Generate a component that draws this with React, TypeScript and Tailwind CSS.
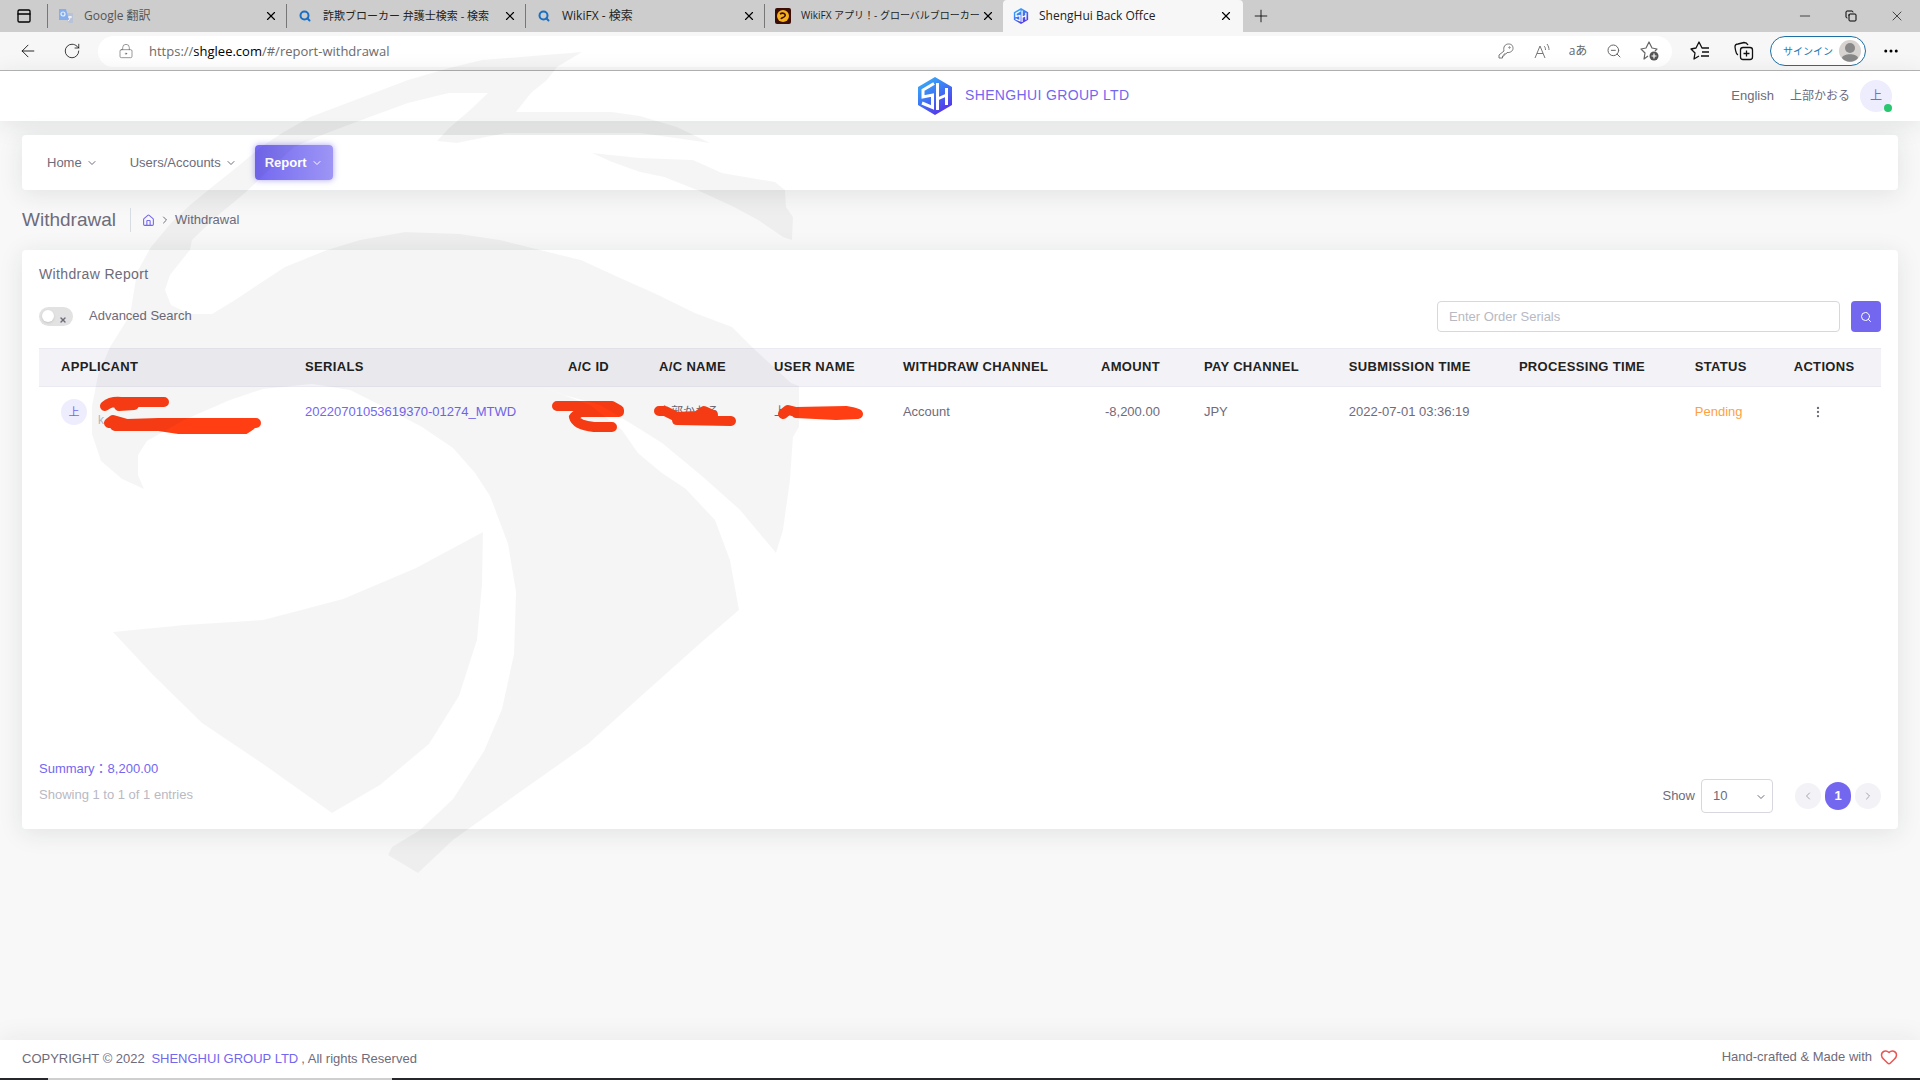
import { useState } from 'react'
import type { ReactNode } from 'react'
import {
  ArrowLeft,
  ChevronDown,
  ChevronLeft,
  ChevronRight,
  Copy,
  Ellipsis,
  EllipsisVertical,
  Heart,
  House,
  LockKeyhole,
  Minus,
  PanelTop,
  Plus,
  RotateCw,
  Search,
  X,
  ZoomOut,
} from 'lucide-react'

const NAV_ITEMS = ['Home', 'Users/Accounts', 'Report']

const COLUMNS = [
  { label: 'Applicant', width: 'w-[13.25%]' },
  { label: 'Serials', width: 'w-[14.28%]' },
  { label: 'A/C ID', width: 'w-[4.94%]' },
  { label: 'A/C Name', width: 'w-[6.24%]' },
  { label: 'User Name', width: 'w-[7%]' },
  { label: 'Withdraw Channel', width: 'w-[10.75%]' },
  { label: 'Amount', width: 'w-[5.59%]' },
  { label: 'Pay Channel', width: 'w-[7.87%]' },
  { label: 'Submission Time', width: 'w-[9.23%]' },
  { label: 'Processing Time', width: 'w-[9.55%]' },
  { label: 'Status', width: 'w-[5.37%]' },
  { label: 'Actions', width: 'w-[5.93%]' },
]

const Logo = ({ id, className }: { id: string; className: string }) => (
  <svg viewBox="0 0 36 38" className={className} aria-hidden="true">
    <defs>
      <linearGradient id={id} x1="0" y1="0" x2="0.6" y2="1">
        <stop offset="0" stopColor="#36b9fb" />
        <stop offset="0.5" stopColor="#3d7cf5" />
        <stop offset="1" stopColor="#5536ea" />
      </linearGradient>
    </defs>
    <path d="M18 0 35 10v18L18 38 1 28V10Z" fill={`url(#${id})`} />
    <path d="M17 6.500 6 13v7l9.500-2v12.500L5 26" fill="none" stroke="#fff" strokeWidth="3" />
    <path d="M20.500 6v27M29.500 11v17M20.500 22l9-4" fill="none" stroke="#fff" strokeWidth="3" />
  </svg>
)

const TranslateIcon = () => (
  <svg viewBox="0 0 16 16" className="size-4" aria-hidden="true">
    <path d="M8 5h7v10h-4L8 11z" fill="#b9c3d8" />
    <path d="M1 1h7l3 11H1z" fill="#86aeed" />
    <circle cx="5" cy="6" r="2" fill="none" stroke="#e8effa" strokeWidth="1.2" />
    <path d="M10 9h4M12 8v1c0 2-1 3-2 4" fill="none" stroke="#fff" />
  </svg>
)

const BingIcon = () => <Search className="size-3 text-[#1a6fc4]" strokeWidth={4} />

const WikiIcon = () => (
  <svg viewBox="0 0 16 16" className="size-4" aria-hidden="true">
    <rect width="16" height="16" rx="2" fill="#3b0d05" />
    <circle cx="8" cy="8" r="6" fill="#f5b21c" />
    <path d="M5 6c3-2 6 0 5 2s-3 1-4 3" fill="none" stroke="#3b0d05" strokeWidth="1.6" />
  </svg>
)

const TABS: { title: string; icon: ReactNode; text: string }[] = [
  { title: 'Google 翻訳', icon: <TranslateIcon />, text: 'text-xs text-[#555]' },
  { title: '詐欺ブローカー 弁護士検索 - 検索', icon: <BingIcon />, text: 'text-[11px]' },
  { title: 'WikiFX - 検索', icon: <BingIcon />, text: 'text-xs' },
  { title: 'WikiFX アプリ！- グローバルブローカー', icon: <WikiIcon />, text: 'text-[10px]' },
]

const TabBar = () => (
  <div className="flex h-8 items-center bg-[#cdcdcd] text-xs text-[#222]">
    <button className="flex w-[47px] shrink-0 justify-center" aria-label="Tab actions">
      <PanelTop className="size-4 text-black" />
    </button>
    {TABS.map((tab) => (
      <div key={tab.title} className="flex h-6 w-[239px] items-center border-l border-[#777] pr-2 pl-2">
        <span className="flex w-5 shrink-0 justify-center">{tab.icon}</span>
        <span className={`ml-2 flex-1 whitespace-nowrap ${tab.text}`}>{tab.title}</span>
        <button aria-label="Close tab"><X className="size-[14px] text-black" strokeWidth={2} /></button>
      </div>
    ))}
    <div className="flex h-8 w-60 items-center rounded-t bg-[#f7f7f7] pr-[10px] pl-2">
      <span className="flex w-5 shrink-0 justify-center"><Logo id="tab-logo" className="size-4" /></span>
      <span className="ml-2 flex-1 whitespace-nowrap">ShengHui Back Offce</span>
      <button aria-label="Close tab"><X className="size-[14px] text-black" strokeWidth={2} /></button>
    </div>
    <button className="ml-2 flex w-5 justify-center" aria-label="New tab"><Plus className="size-5 text-black" strokeWidth={1} /></button>
    <div className="ml-auto flex text-black">
      <button className="flex w-[46px] justify-center" aria-label="Minimize"><Minus className="size-4" strokeWidth={1} /></button>
      <button className="flex w-[46px] items-center justify-center" aria-label="Restore"><Copy className="size-3 -scale-x-100 -rotate-90" strokeWidth={2} /></button>
      <button className="flex w-[46px] items-center justify-center" aria-label="Close"><X className="size-4" strokeWidth={1} /></button>
    </div>
  </div>
)

const KeyIcon = () => (
  <svg viewBox="0 0 16 16" className="size-4" fill="none" stroke="#777" strokeLinejoin="round" aria-hidden="true">
    <path d="M6 8C5 4 7 1 10.500 1S15 3 15 5.500 12 10 9 9.500L8 11H6v2H4.500v2H1v-3Z" />
    <circle cx="11.500" cy="4.500" r=".7" />
  </svg>
)

const StarAdd = () => (
  <svg viewBox="0 0 20 20" className="size-5" fill="none" stroke="#666" strokeWidth="1.2" aria-hidden="true">
    <path d="M8 15 4 18l1-6-4-4 5-1 3-6 3 6 5 1-2 2" strokeLinejoin="round" />
    <circle cx="14" cy="15" r="4.500" fill="#555" stroke="none" />
    <path d="M14 12.500v5M11.500 15h5" stroke="#fff" />
  </svg>
)

const Favorites = () => (
  <svg viewBox="0 0 20 20" className="size-5" fill="none" stroke="#111" strokeWidth="1.3" aria-hidden="true">
    <path d="m9 15-5 3 1-6-4-4 5-1 3-6 3 6h7M12 11h7M11 15h8" strokeLinejoin="round" />
  </svg>
)

const Collections = () => (
  <svg viewBox="0 0 20 20" className="size-5" fill="none" stroke="#111" strokeWidth="1.3" aria-hidden="true">
    <rect x="6.500" y="6.500" width="12" height="12" rx="2.500" />
    <path d="M12.500 9.500v6M9.500 12.500h6M4 14c-2-1-2-2-2.500-5L1 6c0-2 1-3 3-3l6-1.500c2 0 3 .5 4 2.500" />
  </svg>
)

const ReadAloud = () => (
  <svg viewBox="0 0 20 20" className="size-5" fill="none" stroke="#777" aria-hidden="true">
    <path d="m3 17 5-12 5 12M5 12.500h6M12 5c1 1 1.500 2 1.500 4M15 3c1.500 2 2 4 2 6" />
  </svg>
)

const AddressBar = () => (
  <div className="flex h-[39px] items-center border-b border-[#b5b5b5] bg-[#f7f7f7]">
    <button className="ml-[18px] flex w-5" aria-label="Back"><ArrowLeft className="size-5 text-black" strokeWidth={1} /></button>
    <button className="ml-6 flex w-5 justify-center" aria-label="Refresh"><RotateCw className="size-[18px] text-black" strokeWidth={1} /></button>
    <div className="ml-4 flex h-[31px] flex-1 items-center rounded-full bg-white pr-3 pl-5 text-[#666]">
      <LockKeyhole className="size-4 shrink-0" strokeWidth={1} />
      <button className="ml-[15px] flex-1 text-left text-[13px] text-[#6b6b6b]">
        https://<span className="text-black">shglee.com</span>/#/report-withdrawal
      </button>
      <div className="flex items-center gap-4">
        <button className="flex w-5 justify-center" aria-label="Password"><KeyIcon /></button>
        <button className="flex w-5 justify-center" aria-label="Read aloud"><ReadAloud /></button>
        <button className="flex w-5 justify-center text-xs whitespace-nowrap">aあ</button>
        <button className="flex w-5 justify-center" aria-label="Zoom out"><ZoomOut className="size-4" strokeWidth={1.5} /></button>
        <button className="flex w-5 justify-center" aria-label="Add to favorites"><StarAdd /></button>
      </div>
    </div>
    <div className="ml-[18px] flex items-center gap-6">
      <button aria-label="Favorites"><Favorites /></button>
      <button aria-label="Collections"><Collections /></button>
    </div>
    <button className="ml-4 flex h-[30px] w-24 items-center justify-between rounded-full border border-[#1d6fa5] bg-white pr-1 pl-3 text-[10px] whitespace-nowrap text-[#1d78b5]">
      サインイン
      <svg viewBox="0 0 22 22" className="size-[22px]" aria-hidden="true">
        <circle cx="11" cy="11" r="11" fill="#d6d3d0" />
        <circle cx="11" cy="8" r="5" fill="#888" />
        <path d="M3 18c1-5 15-5 16 0-4 5-12 5-16 0Z" fill="#888" />
      </svg>
    </button>
    <button className="mr-5 ml-4 flex" aria-label="Settings"><Ellipsis className="size-[18px] text-black" /></button>
  </div>
)

const AppHeader = () => (
  <header className="flex h-[50px] shrink-0 items-center bg-white pr-7 pl-[calc(50%-43px)] shadow-[0_4px_24px_rgba(34,41,47,0.1)]">
    <a href="#/" className="flex items-center gap-3 text-sm tracking-wide text-[#7367f0]">
      <Logo id="brand-logo" className="h-[38px] w-9" />
      <span className="pb-[2px]">SHENGHUI GROUP LTD</span>
    </a>
    <div className="ml-auto flex items-center text-[13px]">
      <a href="#/language">English</a>
      <span className="ml-4 text-xs">上部かおる</span>
      <span className="relative ml-[10px] flex size-8 items-center justify-center rounded-full bg-[#eeedfd] text-xs text-[#7367f0]">
        上
        <span className="absolute right-0 bottom-0 size-2 rounded-full bg-[#28c76f]" />
      </span>
    </div>
  </header>
)

const Redaction = ({ d, className, viewBox }: { d: string; className: string; viewBox: string }) => (
  <svg viewBox={viewBox} className={`absolute ${className}`} aria-hidden="true">
    <path d={d} fill="none" stroke="#ff3e14" strokeWidth="10" strokeLinecap="round" strokeLinejoin="round" />
  </svg>
)

const ReportTable = () => (
  <table className="w-full table-fixed text-left">
    <colgroup>
      {COLUMNS.map((col) => <col key={col.label} className={col.width} />)}
    </colgroup>
    <thead>
      <tr className="h-[38px] border-y border-[#ebe9f1] bg-[#f3f2f7] tracking-wide whitespace-nowrap text-[#222] uppercase">
        {COLUMNS.map((col) => (
          <th key={col.label} className={`pb-[2px] pl-[22px] font-bold ${col.label === 'Amount' ? 'pr-[22px] text-right' : ''}`}>{col.label}</th>
        ))}
      </tr>
    </thead>
    <tbody>
      <tr className="h-[50px] whitespace-nowrap">
        <td className="pl-[22px]">
          <div className="relative flex items-center gap-[11px]">
            <span className="flex size-[26px] items-center justify-center rounded-full bg-[#eeedfd] text-[11px] text-[#7367f0]">上</span>
            <span className="pt-4 text-xs text-[#b9b9c3]">k</span>
            <Redaction
              className="top-[-3px] left-[38px] h-[42px] w-[164px]"
              viewBox="0 0 164 42"
              d="M6 13Q12 8 22 9H65M20 13 35 12M10 30 14 27 28 31 60 30 157 30M16 33H60L80 36H146L152 32"
            />
          </div>
        </td>
        <td className="pl-[22px]"><a href="#/order" className="text-[#7367f0]">20220701053619370-01274_MTWD</a></td>
        <td className="pl-[22px]">
          <div className="relative h-5">
            <Redaction className="top-[-5px] left-[-18px] h-[38px] w-20" viewBox="0 0 80 38" d="M7 9H62L69 13 69 15H30L24 20Q26 28 44 30L62 30M30 12H66" />
          </div>
        </td>
        <td className="pl-[22px]">
          <div className="relative text-xs">
            上部かおる
            <Redaction className="top-[-1px] left-[-6px] h-[26px] w-[86px]" viewBox="0 0 86 26" d="M6 8 12 8 24 14 44 13 51 8 60 12 24 17 78 18" />
          </div>
        </td>
        <td className="pl-[22px]">
          <div className="relative text-xs">
            上
            <Redaction className="top-[-1px] left-[2px] h-5 w-[88px]" viewBox="0 0 88 20" d="M7 11 12 7 20 9 70 8Q78 9 82 11L60 12 20 10" />
          </div>
        </td>
        <td className="pl-[22px]">Account</td>
        <td className="pr-[22px] text-right">-8,200.00</td>
        <td className="pl-[22px]">JPY</td>
        <td className="pl-[22px]">2022-07-01 03:36:19</td>
        <td />
        <td className="pl-[22px] text-[#ff9f43]">Pending</td>
        <td className="pl-[22px]">
          <button className="flex w-12 justify-center" aria-label="Row actions"><EllipsisVertical className="size-[14px]" /></button>
        </td>
      </tr>
    </tbody>
  </table>
)

// Bird emblem laid over the whole page
const Watermark = () => (
  <svg viewBox="90 50 710 827" className="pointer-events-none absolute top-[50px] left-[90px] h-[827px] w-[710px] fill-black/4" aria-hidden="true">
    <path d="M582 52 482 60 449 68 408 80 363 97 310 117 282 133 261 147 237 167 212 187 190 205 171 223 151 247 137 272 133 297 130 315 110 347 98 375 92 406 92 434 101 461 122 479 144 489 138 475 138 455 147 441 184 420 230 400 263 389 312 384 350 390 380 405 422 427 453 448 475 473 490 496 508 544 516 592 514 654 502 709 484 751 453 799 420 830 392 847 388 855 418 873 453 840 520 792 588 744 649 689 704 640 739 610 730 560 715 520 686 489 662 473 638 453 622 430 590 405 540 386 564 395 600 405 630 423 662 443 703 477 740 510 776 553 783 530 790 480 793 437 799 427V386L791 383 752 347 732 327 695 313 654 293 618 277 581 260 540 250 500 240 460 234 405 232 360 240 327 250 285 267 250 290 235 300 212 314 190 314 171 305 165 290 170 275 190 250 192 240 216 217 245 193 269 170 294 147 327 133 367 118 408 103 449 93H488L470 110 449 128 437 141 457 143 506 133H640L710 143 677 127 640 116 612 112H516L531 93 547 80 557 67Z" />
    <path d="M592 153 640 158 693 160 722 173 775 182 785 190 786 207 793 217 792 240 783 237 758 220 734 207 697 190 664 177 640 172 612 162Z" />
    <path d="M113 632 184 625 263 620 343 599 416 568 483 532 482 585 477 640 459 696 429 744 380 785 332 813 263 764 202 723 153 675Z" />
  </svg>
)

const App = () => {
  const [advanced, setAdvanced] = useState(false)

  return (
    <div className="relative flex min-h-screen flex-col bg-[#f8f8f8] font-['Liberation_Sans','Noto_Sans_CJK_JP',sans-serif] text-[13px] leading-5 text-[#6e6b7b]">
      <div className="font-['Open_Sans','Noto_Sans_CJK_JP',sans-serif]">
        <TabBar />
        <AddressBar />
      </div>
      <AppHeader />

      <main className="flex-1 px-[22px] pt-[14px] pb-8">
        <nav className="flex h-[55px] items-center rounded bg-white px-[11px] shadow-[0_4px_24px_rgba(34,41,47,0.1)]">
          {NAV_ITEMS.map((item) => (
            <button
              key={item}
              className={`flex h-[35px] items-center gap-1 rounded ${
                item === 'Report'
                  ? 'bg-linear-to-r from-[#7367f0] to-[#9e95f5] px-[10px] font-bold text-white shadow-[0_0_6px_rgba(115,103,240,0.6)]'
                  : 'mr-1 px-[14px]'
              }`}
            >
              {item}
              <ChevronDown className="size-3" />
            </button>
          ))}
        </nav>

        <div className="mt-[18px] flex h-6 items-center">
          <h2 className="border-r border-[#d6dce1] pr-[14px] text-[19px] leading-6">Withdrawal</h2>
          <a href="#/" className="ml-[11px] text-[#7367f0]" aria-label="Home"><House className="size-[13px]" /></a>
          <ChevronRight className="mx-1 size-3" />
          <span>Withdrawal</span>
        </div>

        <section className="mt-[18px] rounded bg-white px-[17px] pt-[14px] pb-4 shadow-[0_4px_24px_rgba(34,41,47,0.1)]">
          <h4 className="text-sm leading-5 tracking-wide">Withdraw Report</h4>
          <div className="mt-[17px] flex h-[31px] items-center">
            <label className="flex items-center gap-4">
              <span className="relative flex">
                <input
                  type="checkbox"
                  checked={advanced}
                  onChange={() => setAdvanced(!advanced)}
                  className="h-[19px] w-[34px] appearance-none rounded-full bg-[#e2e2e2] checked:bg-[#7367f0]"
                />
                <span className="absolute top-[3px] left-[3px] size-3 rounded-full bg-white shadow" />
                <X className="absolute right-[6px] bottom-[2px] size-2" strokeWidth={4} />
              </span>
              <span className="pb-[2px]">Advanced Search</span>
            </label>
            <form className="ml-auto flex gap-[11px]">
              <input
                type="text"
                aria-label="Order serials"
                placeholder="Enter Order Serials"
                className="h-[31px] w-[403px] rounded border border-[#d8d6de] bg-white px-[11px] placeholder:text-[#b9b9c3]"
              />
              <button type="button" className="flex h-[31px] w-[30px] items-center justify-center rounded bg-[#7367f0] text-white" aria-label="Search">
                <Search className="size-3" />
              </button>
            </form>
          </div>

          <div className="mt-4 min-h-[411px]">
            <ReportTable />
          </div>

          <div className="flex items-end">
            <div>
              <p className="text-[#7367f0]">Summary：8,200.00</p>
              <p className="mt-[6px] pb-2 text-[#b9b9c3]">Showing 1 to 1 of 1 entries</p>
            </div>
            <div className="ml-auto flex items-center">
              <label htmlFor="page-size">Show</label>
              <div className="relative ml-[6px]">
                <select id="page-size" className="h-[34px] w-[72px] appearance-none rounded border border-[#d8d6de] bg-white px-[11px]">
                  <option>10</option>
                </select>
                <ChevronDown className="pointer-events-none absolute top-3 right-[6px] size-3" />
              </div>
              <div className="ml-[22px] flex items-center gap-1">
                <button className="flex size-[26px] items-center justify-center rounded-full bg-[#f3f2f7] text-[#a5a3ae]" aria-label="Previous page"><ChevronLeft className="size-3" /></button>
                <button className="flex h-7 w-[26px] items-center justify-center rounded-full bg-[#7367f0] font-bold text-white">1</button>
                <button className="flex size-[26px] items-center justify-center rounded-full bg-[#f3f2f7] text-[#a5a3ae]" aria-label="Next page"><ChevronRight className="size-3" /></button>
              </div>
            </div>
          </div>
        </section>
      </main>

      <footer className="flex h-[38px] shrink-0 items-center bg-white px-[22px] shadow-[0_-4px_24px_rgba(34,41,47,0.06)]">
        <p>
          COPYRIGHT © 2022 <a href="#/" className="mx-[3px] text-[#7367f0]">SHENGHUI GROUP LTD</a>, All rights Reserved
        </p>
        <p className="ml-auto flex items-center gap-2 pb-1">
          Hand-crafted &amp; Made with
          <Heart className="size-[18px] text-[#ea5455]" strokeWidth={2} />
        </p>
      </footer>
      <div className="flex h-[2px] bg-[#25272b]">
        <div className="ml-12 w-[344px] bg-[#cfcfcf]" />
      </div>

      <Watermark />
    </div>
  )
}

export default App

+++

Would you reproduce the lines above, from the very first through the line containing "const NAV_ITEMS = ['Home', 'Users/Accounts', 'Report']", exactly and without the pictures?

▶ **SOLUTION TO THIS PROBLEM**:
Generate a component that draws this with React, TypeScript and Tailwind CSS.
import { useState } from 'react'
import type { ReactNode } from 'react'
import {
  ArrowLeft,
  ChevronDown,
  ChevronLeft,
  ChevronRight,
  Copy,
  Ellipsis,
  EllipsisVertical,
  Heart,
  House,
  LockKeyhole,
  Minus,
  PanelTop,
  Plus,
  RotateCw,
  Search,
  X,
  ZoomOut,
} from 'lucide-react'

const NAV_ITEMS = ['Home', 'Users/Accounts', 'Report']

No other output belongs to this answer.